Sandisk Clip Sport (4 GB model is $39.99 on Amazon)
This PMP is a jack of all trades. It reads tags and cover arts, has a radio, reads audiobooks from Audible.com, has 4/8/16 GB extendable memory, a stopwatch, voice recorder, is available in many colors, and has a clip on the back so you can use it while jogging or doing other activities. From what I know, Sandisk has made some good PMPs and is an old player (heh) in the business.
The only bad thing about it is its price and availability in my country. Only a few sellers have it, and they sell it for about $66-77, which is too expensive for me. The above Sony PMP is priced pretty much the same but doesn’t have such a large price margin. I found it weird for a device that’s a few years old.
Fiio M3 ($49.99 on Amazon)
Here’s the first Chinese PMP on this list. Fiio has been known for producing high-quality audio stuffs like amplifiers and headphones, but recently they begin to release lossless PMPs. Most of them are priced in the hundreds, and M3 is the only model below $100.
While the previous PMPs are made of plastic, this one has a metal body. I’m ambivalent about that; metal sure looks fancier and feels durable, but it’ll make the player heavier. It has 8 GB of expandable storage.
At first I was hell-bent on buying this player, being influenced by a lot of favorable reviews about it, but I was concerned with the menus and controls. Some say that the menu is illogical, the font is hard to read, and the controls are very tiny and are prone to misclicks. It also doesn’t have a radio.
Benjie K9 ($19.99 on Amazon)
Just like Fiio, Benjie is also a maker of audio tools, and has been releasing lossless PMPs for the past few years.
I found some difficulty in researching this player. Compared to other players, there are not many reviews about it. My main source of information are this Russian review with lots of pictures and details, this unboxing video (in Indonesian), and these two reviews from HeadFi.com. Most reviews/unboxing videos are about this company’s other PMP, the S5, which is a handsome player if not for its text-only display. Sadly, I found no manuals or information for firmware upgrades either, even on Benjie’s official site, which seems to be outdated. From the reviews, it seems to be a pretty good player, though.

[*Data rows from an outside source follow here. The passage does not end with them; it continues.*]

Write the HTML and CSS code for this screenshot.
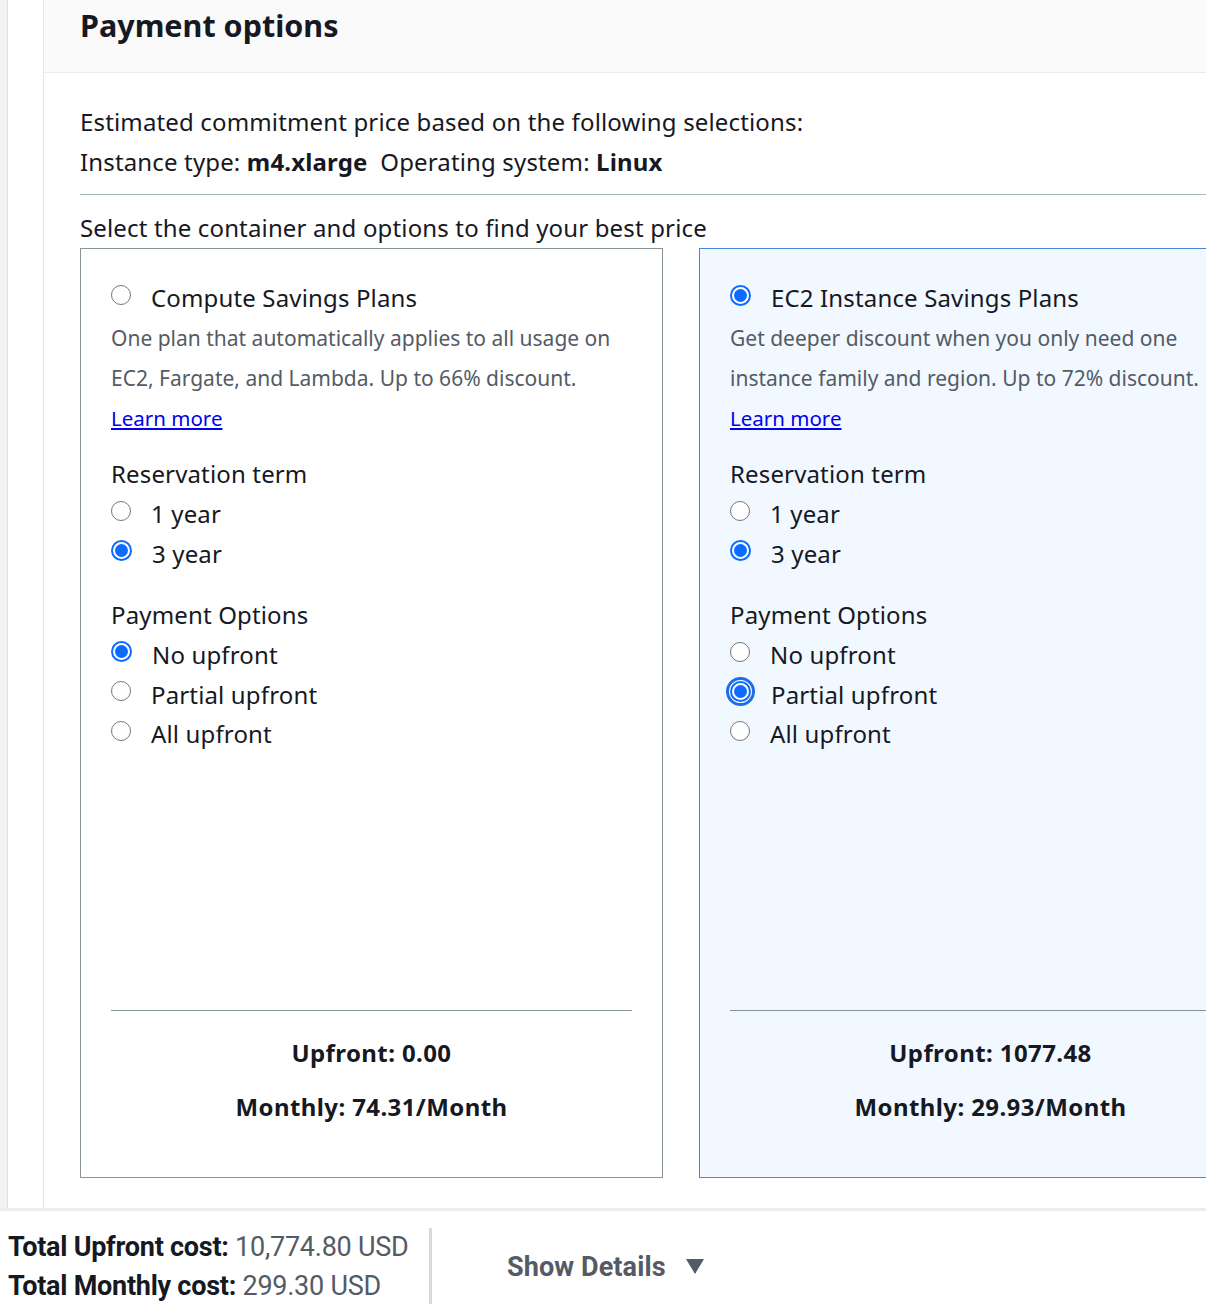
FILE: index.html
```html
<!DOCTYPE html>
<html>
<head>
<meta charset="utf-8">
<link rel="stylesheet" href="styles.css">
</head>
<body>
<div class="page">
  <div class="rail"></div>
  <div class="gutter"></div>
  <div class="panel">
    <div class="panel-header"><h2 class="title">Payment options</h2></div>
    <div class="panel-body">
      <p class="line">Estimated commitment price based on the following selections:</p>
      <p class="line">Instance type: <b>m4.xlarge</b>&nbsp; Operating system: <b>Linux</b></p>
      <div class="rule"></div>
      <p class="line select">Select the container and options to find your best price</p>
      <div class="cards">
        <div class="card">
          <div class="opt plan"><span class="radio"></span><span>Compute Savings Plans</span></div>
          <p class="desc">One plan that automatically applies to all usage on EC2, Fargate, and Lambda. Up to 66% discount.</p>
          <a class="link" href="#">Learn more</a>
          <div class="group">
            <div class="group-title">Reservation term</div>
            <div class="opt"><span class="radio"></span><span>1 year</span></div>
            <div class="opt"><span class="radio on"></span><span>3 year</span></div>
          </div>
          <div class="group">
            <div class="group-title">Payment Options</div>
            <div class="opt"><span class="radio on"></span><span>No upfront</span></div>
            <div class="opt"><span class="radio"></span><span>Partial upfront</span></div>
            <div class="opt"><span class="radio"></span><span>All upfront</span></div>
          </div>
          <div class="card-foot">
            <div class="price">Upfront: 0.00</div>
            <div class="price second">Monthly: 74.31/Month</div>
          </div>
        </div>
        <div class="card selected">
          <div class="opt plan"><span class="radio on"></span><span>EC2 Instance Savings Plans</span></div>
          <p class="desc">Get deeper discount when you only need one instance family and region. Up to 72% discount.</p>
          <a class="link" href="#">Learn more</a>
          <div class="group">
            <div class="group-title">Reservation term</div>
            <div class="opt"><span class="radio"></span><span>1 year</span></div>
            <div class="opt"><span class="radio on"></span><span>3 year</span></div>
          </div>
          <div class="group">
            <div class="group-title">Payment Options</div>
            <div class="opt"><span class="radio"></span><span>No upfront</span></div>
            <div class="opt"><span class="radio on focus"></span><span>Partial upfront</span></div>
            <div class="opt"><span class="radio"></span><span>All upfront</span></div>
          </div>
          <div class="card-foot">
            <div class="price">Upfront: 1077.48</div>
            <div class="price second">Monthly: 29.93/Month</div>
          </div>
        </div>
      </div>
    </div>
  </div>
</div>
<div class="footer">
  <div class="totals">
    <div class="total"><b>Total Upfront cost:</b> 10,774.80 USD</div>
    <div class="total"><b>Total Monthly cost:</b> 299.30 USD</div>
  </div>
  <div class="details">Show Details <span class="caret"></span></div>
</div>
</body>
</html>
```
FILE: styles.css
```css
html, body {
  margin: 0;
  padding: 0;
  background: #ffffff;
}
body {
  font-family: "Noto Sans", "Open Sans", sans-serif;
  color: #16191f;
  overflow: hidden;
  height: 1304px;
}
.page {
  display: flex;
  height: 1208px;
  overflow: hidden;
}
.rail {
  width: 7px;
  background: #f2f3f3;
  border-right: 1px solid #dfe2e2;
  flex: none;
}
.gutter {
  width: 35px;
  flex: none;
}
.panel {
  flex: 1;
  border-left: 1px solid #e4e7e7;
  min-width: 0;
  overflow: hidden;
}
.panel-header {
  height: 72px;
  background: #fafafa;
  border-bottom: 1px solid #eaeded;
  padding-left: 36px;
}
.title {
  margin: 0;
  font-size: 30.5px;
  line-height: 50px;
  font-weight: 700;
}
.panel-body {
  padding: 29px 0 0 36px;
}
.line {
  margin: 0;
  font-size: 24px;
  letter-spacing: 0.15px;
  line-height: 40px;
}
.rule {
  height: 1px;
  background: #aab7b8;
  margin: 12px 0 13px;
}
.cards {
  display: flex;
  gap: 36px;
}
.card {
  flex: none;
  width: 521px;
  height: 899px;
  border: 1px solid #879596;
  padding: 29px 30px 0 30px;
  display: flex;
  flex-direction: column;
  background: #ffffff;
}
.card.selected {
  background: #f1f8ff;
  border-color: #4a86d8;
}
.opt {
  display: flex;
  align-items: center;
  font-size: 24px;
  letter-spacing: 0.15px;
  line-height: 39.5px;
  gap: 20px;
}
.opt.plan {
  line-height: 40px;
}
.radio {
  flex: none;
  width: 18px;
  height: 18px;
  border: 1.5px solid #767676;
  border-radius: 50%;
  background: #ffffff;
  margin-top: -6px;
  position: relative;
}
.radio.on {
  border: 2px solid #0b6cff;
  width: 17px;
  height: 17px;
}
.radio.on::after {
  content: "";
  position: absolute;
  left: 2px;
  top: 2px;
  width: 13px;
  height: 13px;
  border-radius: 50%;
  background: #0b6cff;
}
.radio.focus {
  outline: 3px solid #1a6fe8;
  outline-offset: 1px;
  border-radius: 50%;
  box-shadow: 0 0 0 1px #ffffff;
}
.desc {
  margin: 0;
  font-size: 21px;
  line-height: 40px;
  color: #545b64;
}
.link {
  font-size: 20.5px;
  line-height: 40px;
  color: #0000ee;
  text-decoration: underline;
  align-self: flex-start;
}
.group {
  margin-top: 16px;
}
.group + .group {
  margin-top: 22px;
}
.group-title {
  font-size: 24px;
  letter-spacing: 0.15px;
  line-height: 40px;
}
.card-foot {
  margin-top: auto;
  border-top: 1px solid #879596;
  padding: 22px 0 50px;
  text-align: center;
}
.selected .card-foot {
  margin-right: -30px;
}
.price {
  font-size: 24px;
  letter-spacing: 0.4px;
  line-height: 40px;
  font-weight: 700;
}
.price.second {
  margin-top: 14px;
}
.selected .price {
  padding-right: 30px;
}
.footer {
  border-top: 3px solid #eaeded;
  display: flex;
  align-items: stretch;
  height: 93px;
  font-family: Roboto, "Noto Sans", sans-serif;
}
.totals {
  padding: 0 0 0 8px;
  margin-top: 17px;
  width: 421px;
  border-right: 3px solid #d5dbdb;
  white-space: nowrap;
}
.total {
  font-size: 27px;
  letter-spacing: -0.25px;
  line-height: 39px;
  color: #545b64;
}
.total b {
  color: #16191f;
  font-weight: 700;
}
.details {
  margin-left: 75px;
  align-self: center;
  margin-top: 18px;
  font-size: 27px;
  letter-spacing: 0.1px;
  font-weight: 700;
  color: #545b64;
  display: flex;
  align-items: center;
  gap: 20px;
  white-space: nowrap;
}
.caret {
  width: 0;
  height: 0;
  border-left: 9px solid transparent;
  border-right: 9px solid transparent;
  border-top: 15px solid #545b64;
}
```
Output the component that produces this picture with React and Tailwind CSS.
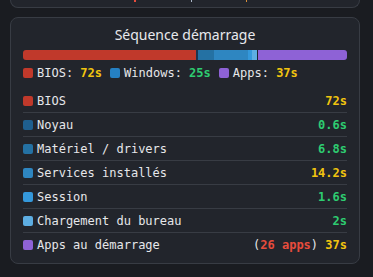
const segments = [
  { key: 'bios', label: 'BIOS', secs: 72, color: '#c0392b', value: '72s', tone: 'text-[#f1c40f]' },
  { key: 'noyau', label: 'Noyau', secs: 0.6, color: '#1f5f8f', value: '0.6s', tone: 'text-[#2ecc71]' },
  { key: 'materiel', label: 'Matériel / drivers', secs: 6.8, color: '#2471a3', value: '6.8s', tone: 'text-[#2ecc71]' },
  { key: 'services', label: 'Services installés', secs: 14.2, color: '#2e86c1', value: '14.2s', tone: 'text-[#f1c40f]' },
  { key: 'session', label: 'Session', secs: 1.6, color: '#3498db', value: '1.6s', tone: 'text-[#2ecc71]' },
  { key: 'bureau', label: 'Chargement du bureau', secs: 2, color: '#5dade2', value: '2s', tone: 'text-[#2ecc71]' },
  { key: 'apps', label: 'Apps au démarrage', secs: 37, color: '#8e62d6', value: '37s', tone: 'text-[#f1c40f]' },
];

const total = segments.reduce((sum, s) => sum + s.secs, 0);

const mono = { fontFamily: '"DejaVu Sans Mono", "Liberation Mono", monospace' };

function Legend({ color, label, value, tone }) {
  return (
    <div className="flex items-center gap-[4px]">
      <span className="shrink-0 w-[10px] h-[10px] rounded-[2px]" style={{ backgroundColor: color }} />
      <span className="text-[#e6e7ea]">
        {label}: <span className={`font-bold ${tone}`}>{value}</span>
      </span>
    </div>
  );
}

export default function App() {
  return (
    <div className="min-h-screen bg-[#1a1c21] font-['Noto_Sans',sans-serif]">
      {/* bottom edge of the previous card */}
      <div className="ml-[10px] w-[350px] h-[8px] bg-[#22252c] border-x border-b border-[#383c44] rounded-b-lg flex items-start">
        <span className="ml-[123px] w-[2px] h-[2px] bg-[#e74c3c]" />
        <span className="ml-[55px] w-[1px] h-[2px] bg-[#aab7c8]" />
        <span className="ml-[54px] w-[1px] h-[2px] bg-[#d9903a]" />
      </div>

      <div className="mt-[9px] ml-[10px] w-[350px] bg-[#22252c] border border-[#383c44] rounded-lg px-[12px] pt-[7px] pb-[6px]">
        <div className="h-[20px] leading-[20px] text-center text-[14px] text-[#e8e9ec]">
          Séquence démarrage
        </div>

        <div className="mt-[5px] h-[10px] flex rounded-[3px] overflow-hidden bg-[#1b2430]">
          {segments.map((s) => (
            <div
              key={s.key}
              className="h-full"
              style={{
                width: `${(s.secs / total) * 100}%`,
                backgroundColor: s.key === 'noyau' ? '#1c3550' : s.color,
                marginLeft: s.key === 'apps' ? '1px' : 0,
              }}
            />
          ))}
        </div>

        <div className="mt-[5px] h-[16px] flex items-center gap-[8px] text-[12px]" style={mono}>
          <Legend color="#c0392b" label="BIOS" value="72s" tone="text-[#f1c40f]" />
          <Legend color="#2580c3" label="Windows" value="25s" tone="text-[#2ecc71]" />
          <Legend color="#8e62d6" label="Apps" value="37s" tone="text-[#f1c40f]" />
        </div>

        <div className="mt-[8px] text-[12px]" style={mono}>
          {segments.map((s, i) => (
            <div
              key={s.key}
              className={`h-[24px] flex items-center justify-between ${i < segments.length - 1 ? 'border-b border-[#383c44]' : ''}`}
            >
              <div className="flex items-center gap-[4px]">
                <span className="shrink-0 w-[10px] h-[10px] rounded-[2px]" style={{ backgroundColor: s.color }} />
                <span className="text-[#e6e7ea]">{s.label}</span>
              </div>
              {s.key === 'apps' ? (
                <span className="font-bold">
                  <span className="text-[#e6e7ea] font-normal">(</span>
                  <span className="text-[#e74c3c]">26 apps</span>
                  <span className="text-[#e6e7ea] font-normal">)</span>{' '}
                  <span className={s.tone}>{s.value}</span>
                </span>
              ) : (
                <span className={`font-bold ${s.tone}`}>{s.value}</span>
              )}
            </div>
          ))}
        </div>
      </div>
    </div>
  );
}
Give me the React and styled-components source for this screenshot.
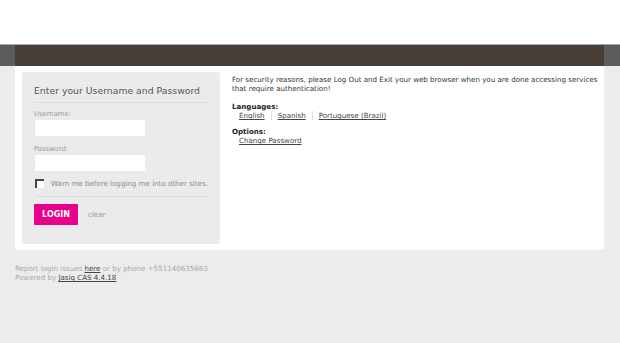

(Reading a device’s manual is a good way to find more about it before buying it.)
The price is ridiculously cheap, but it has a metal backing and does a little more than playing music and radio – it can open .txt files (maybe useful for viewing tracklists of DJ mixes?), has a voice recorder, and an external speaker.
(Note: It seems that this PMP is also known as AGPtEK M07. There are more reviews and videos under this name)
ONN W8 ($25.90 on Amazon)
Look at the design of this thing. I think it’s the best-looking PMP on this list. According to what’s written on its back cover, it’s designed in Denmark (if that means anything). It’s also available in many pretty colors.
This PMP’s specifications are similar to Benjie K9 – it has 8 GB of internal memory, radio, sound recorder, e-book reader, external speaker, and SD card slot. There are some extra features, though – Bluetooth, pedometer, and even Tetris – my favourite game.
But this player is even more mysterious than the K9. There are almost no written review about this player, although there are some unboxing videos on YouTube. Watching this player on action doesn’t impress me, either. Maybe it’s because of the cheap-looking menu, the weird description (“Extroverted MP3 Player”) or the weird button placement right below the screen. Why do they put Record, Play/Pause, and On/Off button together? It also looks like this PMP doesn’t support cover art, or even sorting songs by artist and albums-just folders.
Since there are few reviews about it, I also take this player with a grain of salt. Just like Sony NZW-B183F, this PMP looks great, but the other things about it doesn’t satisfy me.
I made a comparison table for these PMPs with more detailed specs:
|Sony NZW-B183F||Sandisk Clip Sport||Fiio M3||BENJIE K9||ONN W7|
|Dimension (mm)||85x 22×13||60x46x16||74x40x9||94x38x9||98x41x7|
|Body||Plastic||Plastic||Aluminum Alloy||Zinc Alloy||Aluminum Alloy|
|Screen||0.9” 128 x 36 px OLED||1.44” 128×128 px LCD||2.0” 240 x 320 px TFT||1.8” OLED||1,8″ 126×120 px TFT|
|Claimed Battery Life (h)||20||25||24||20||70|
|File Formats||MP3, WMA||MP3,AAC,Audible (DRM), FLAC, Ogg, WAV, WMA||APE, FLAC, WAV, MP3, AAC, WMA, OGG||APE, FLAC, WAV, AIFF, ALAC, WMA, MP3, OGG**, AAC||MP3 , WAV , WMA , APE , FLAC|
|Other Features||N/A||Audiobook, Voice Recorder, Radio, Stopwatch, Timer||Sleep Timer||E-book reader, voice recorder, picture viewer, sleep timer||E-book reader, voice recorder, picture viewer, sleep timer, Bluetooth, pedometer, game|
*No with firmware update
**Written in the specs, but doesn’t work according to some reviews
I think I’ll settle with Benjie K9. It seems to hit the balance between price, build, and features. It’s also easy to get in my country, being available in some audio shops and online stores. If I have a larger budget, I’ll go for Sandisk Clip Sport.
I don’t know much about audio quality, and doubt that I can tell the difference between hardwares or file formats or headphones, but I’m content with my current earphones.